9. Navigation on the website
It is best to avoid automatic navigation because a user needs more time to digest all the information before proceeding to the next slide or section. In general, the entire navigation (menu) must be consistent, logical, unchangeable, and available throughout the whole service from the keyboard level.
10. Interactive elements
All interactive elements (forms, links, banners) should be:
- visually clear with focus (usually in the form of a frame visible during navigation on a page with the TAB key);
- with unique and understandable links, also out of context;
- not described like: “>>” or “more” or “click here”;
- not to open in a new browser window or a tab without warning.
11. Skip links
It is recommended to apply an improvement in the form of ‘skip links’, also known as the skip mechanism. They are used to skip some blocks in the service by using appropriate anchors on the website and going directly to selected content. This is especially important in services that have many links in the navigation/menu.

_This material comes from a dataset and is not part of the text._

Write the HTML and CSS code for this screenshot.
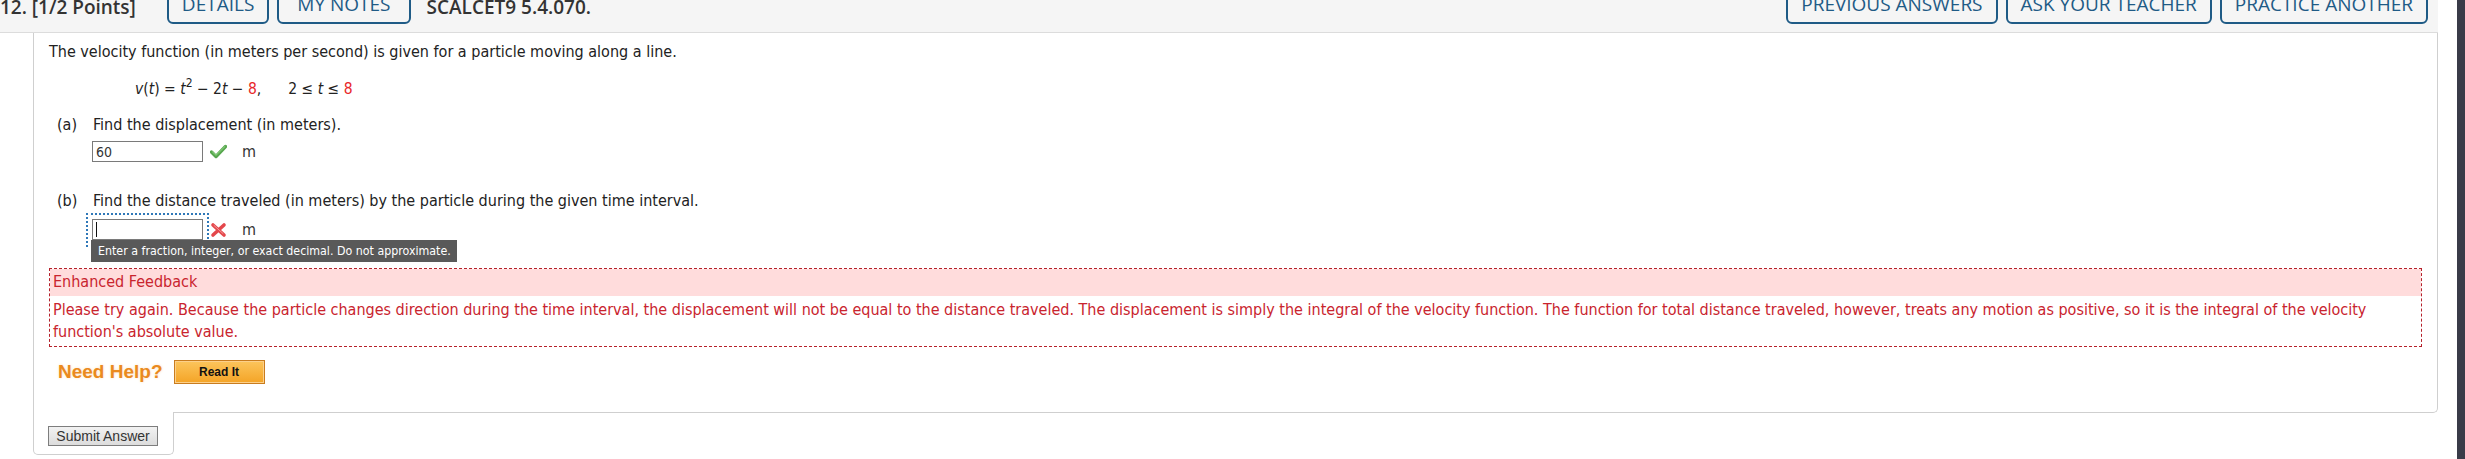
FILE: index.html
```html
<!DOCTYPE html>
<html lang="en">
<head>
  <meta charset="UTF-8" />
  <title>SCALCET9 5.4.070.</title>
  <link rel="stylesheet" href="styles.css">
</head>
<body>

  <div class="screen">
    <div class="page">

      <div class="q-header">
        <span class="q-num">12. [1/2 Points]</span>
        <a class="hbtn">DETAILS</a>
        <a class="hbtn notes">MY NOTES</a>
        <span class="q-code">SCALCET9 5.4.070.</span>
        <span class="spacer"></span>
        <a class="hbtn">PREVIOUS ANSWERS</a>
        <a class="hbtn">ASK YOUR TEACHER</a>
        <a class="hbtn">PRACTICE ANOTHER</a>
      </div>

      <div class="q-body">
        <p class="intro">The velocity function (in meters per second) is given for a particle moving along a line.</p>
        <p class="eq"><i>v</i>(<i>t</i>) = <i>t</i><sup>2</sup> &minus; 2<i>t</i> &minus; <span class="red">8</span>,<span class="sp"></span>2 &le; <i>t</i> &le; <span class="red">8</span></p>

        <div class="part">
          <p class="part-q"><span class="label">(a)</span>Find the displacement (in meters).</p>
          <div class="answer">
            <span class="box"><input class="field" type="text" value="60"></span>
            <svg class="mark" width="17" height="15" viewBox="0 0 17 15">
              <path d="M1.5 8 L6 12.5 L15.5 2.5" fill="none" stroke="#57a64e" stroke-width="3.4" stroke-linecap="round" stroke-linejoin="round"/>
              <path d="M2.5 8 L6 11.3 L15 2.5" fill="none" stroke="#92d886" stroke-width="1" stroke-linecap="round"/>
            </svg>
            <span class="unit">m</span>
          </div>
        </div>

        <div class="part part-b">
          <p class="part-q"><span class="label">(b)</span>Find the distance traveled (in meters) by the particle during the given time interval.</p>
          <div class="answer">
            <span class="box focus"><input class="field" type="text" value=""><span class="caret"></span></span>
            <svg class="mark" width="17" height="16" viewBox="0 0 17 16">
              <path d="M3 3 L14 13 M14 3 L3 13" fill="none" stroke="#e4474b" stroke-width="3.6" stroke-linecap="round"/>
              <path d="M4 3.5 L13 11.5" fill="none" stroke="#f39a9a" stroke-width="1" stroke-linecap="round"/>
            </svg>
            <span class="unit">m</span>
            <div class="tip">Enter a fraction, integer, or exact decimal. Do not approximate.</div>
          </div>
        </div>

        <div class="feedback">
          <div class="fb-head">Enhanced Feedback</div>
          <div class="fb-body">Please try again. Because the particle changes direction during the time interval, the displacement will not be equal to the distance traveled. The displacement is simply the integral of the velocity function. The function for total distance traveled, however, treats any motion as positive, so it is the integral of the velocity function's absolute value.</div>
        </div>

        <div class="help">
          <span class="help-text">Need Help?</span>
          <button class="read-it">Read It</button>
        </div>
      </div>

      <div class="submit-tab">
        <button class="submit">Submit Answer</button>
      </div>

    </div>
    <div class="scrollbar"></div>
  </div>

</body>
</html>
```

FILE: styles.css
```css
* {
  margin: 0;
  padding: 0;
  box-sizing: border-box;
}
body {
  background: #fff;
  font-family: "DejaVu Sans Condensed", "DejaVu Sans", sans-serif;
  font-size: 16px;
  color: #222;
  height: 459px;
  overflow: hidden;
}
.screen {
  display: flex;
  height: 459px;
}
.page {
  flex: 1;
  padding-right: 19px;
}
.scrollbar {
  width: 8px;
  background: #393b48;
}

/* header strip, scrolled so its top is cut */
.q-header {
  height: 33px;
  background: #f5f5f5;
  border-bottom: 1px solid #dcdcdc;
  display: flex;
  align-items: flex-end;
  padding-bottom: 8px;
  overflow: hidden;
  font-family: "Open Sans", sans-serif;
  font-size: 19px;
  font-weight: 600;
  color: #333;
}
.q-num {
  line-height: 20px;
  margin-bottom: 7px;
  margin-right: 31px;
  white-space: nowrap;
}
.q-code {
  line-height: 20px;
  margin-bottom: 7px;
  margin-left: 8px;
  white-space: nowrap;
}
.spacer {
  flex: 1;
}
.hbtn {
  height: 44px;
  line-height: 44px;
  padding: 0 13px;
  border: 2px solid #1f5b86;
  border-radius: 6px;
  color: #1f5b86;
  font-size: 19px;
  font-weight: 400;
  margin-right: 8px;
  white-space: nowrap;
}
.hbtn.notes {
  padding: 0 18px;
}
.hbtn:last-child {
  margin-right: 10px;
}

/* question panel */
.q-body {
  margin-left: 33px;
  border-left: 1px solid #cfcfcf;
  border-right: 1px solid #cfcfcf;
  border-bottom: 1px solid #cfcfcf;
  border-bottom-right-radius: 5px;
  padding: 9px 15px 28px 15px;
  line-height: 20px;
}
.intro {
  margin-bottom: 17px;
}
.eq {
  padding-left: 86px;
  margin-bottom: 16px;
  font-size: 15.5px;
}
.eq sup {
  font-size: 12px;
  line-height: 0;
  position: relative;
  top: -1px;
}
.red {
  color: #e8262a;
}
.sp {
  display: inline-block;
  width: 27px;
}
.label {
  display: inline-block;
  width: 44px;
  padding-left: 8px;
}
.part-q {
  margin-bottom: 6px;
}
.answer {
  position: relative;
  display: flex;
  align-items: center;
  padding-left: 43px;
  height: 21px;
}
.box {
  display: inline-block;
  position: relative;
}
.field {
  display: block;
  width: 111px;
  height: 21px;
  border: 1px solid #7a7a7a;
  font-family: inherit;
  font-size: 14px;
  color: #333;
  padding: 0 3px;
  outline: none;
}
.mark {
  margin-left: 7px;
}
.unit {
  margin-left: 15px;
  color: #333;
}
.part-b {
  margin-top: 29px;
}
.part-b .part-q {
  margin-bottom: 8px;
}
.focus::before {
  content: "";
  position: absolute;
  left: -6px;
  top: -6px;
  right: -6px;
  bottom: -7px;
  border: 2px dotted #2f78b8;
}
.caret {
  position: absolute;
  left: 4px;
  top: 3px;
  width: 1px;
  height: 15px;
  background: #111;
}
.tip {
  position: absolute;
  left: 42px;
  top: 21px;
  width: 366px;
  height: 22px;
  background: #595959;
  color: #fff;
  font-size: 12.3px;
  line-height: 22px;
  padding-left: 7px;
  white-space: nowrap;
}

/* feedback box */
.feedback {
  margin-top: 28px;
  border: 1px dashed #b5212b;
  color: #c9242e;
}
.fb-head {
  background: #ffdcdc;
  height: 27px;
  line-height: 25px;
  padding-left: 3px;
}
.fb-body {
  padding: 3px 8px 3px 3px;
  line-height: 22px;
}

.help {
  display: flex;
  align-items: center;
  margin-top: 13px;
  padding-left: 9px;
}
.help-text {
  font-family: "Liberation Sans", Arial, sans-serif;
  font-weight: bold;
  font-size: 19px;
  color: #ea8a1e;
  text-shadow: 0 0 3px #fbe2c0;
}
.read-it {
  margin-left: 11px;
  width: 91px;
  height: 24px;
  border: 1px solid #c97c1e;
  box-shadow: inset 0 0 0 1px #fcd08a;
  background: linear-gradient(#fcc55c, #f4a426);
  font-family: "Liberation Sans", Arial, sans-serif;
  font-weight: bold;
  font-size: 12px;
  color: #111;
}

/* submit tab hangs below the panel */
.submit-tab {
  margin-left: 33px;
  margin-top: -1px;
  width: 141px;
  height: 43px;
  background: #fff;
  border-left: 1px solid #cfcfcf;
  border-right: 1px solid #cfcfcf;
  border-bottom: 1px solid #cfcfcf;
  border-radius: 0 0 5px 5px;
  padding: 14px 0 0 14px;
  position: relative;
}
.submit {
  width: 110px;
  height: 20px;
  border: 1px solid #7d7d7d;
  background: linear-gradient(#f2f2f2, #dcdcdc);
  font-family: "Liberation Sans", Arial, sans-serif;
  font-size: 14px;
  color: #333;
}
```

This kind of help is not only for the blind but also for the visually impaired or people with motor dysfunctions – it seems that each user may need such support in certain situations.
12. Page and subpage titles
They must be unique and inform about the content of the subpage on which a user is located, and the layout of the content in a title should be built according to the scheme: [Subpage title] – [Institution name].
13. Applying headers to the correct content structure
An essential task in the website accessibility is to organise content using headers. Subpages are also to be based on headers, with (h1-h6) as the basis for organising content on the site. This makes the content easier to understand and improves its flow. Clear headers help screen readers to interpret pages, which makes navigation much easier.
It should be checked that appropriate levels of headers are used in the content, e.g. only one h1 per page. This is followed by subheadings starting with h2, which can be nested further (h3, etc.). They should always be used in strict order.
14. Tables, frames, etc.
They are useful by themselves, as long as they are not used for purposes other than tabular data. Therefore: they are not used as a structural element of the page. They make it easier for users, including those using assistive technology, to analyse large amounts of data. For maximum benefit, tables should be as simple as possible, and be provided with headlines. There are guides on how to code a table while respecting accessibility standards. As for the frames, they must be properly titled.
15. Well-designed forms
Forms, including a search engine form, are a useful addition to most websites as long as they are carefully designed and form fields and buttons are correctly described. One should also strive for placing labels next to relevant fields. While a sighted user can easily match the label to the right area or option, this may not be obvious to a person using a screen reader.
16. Convenient file download
Possible to download from the site files such as PDF, Word etc. should be prepared as accessible, i.e. they must have a structure that helps blind people to view such documents.
In summary it is worth adding that the website created according to the above procedures should be available in browsers and devices with disabled CSS support.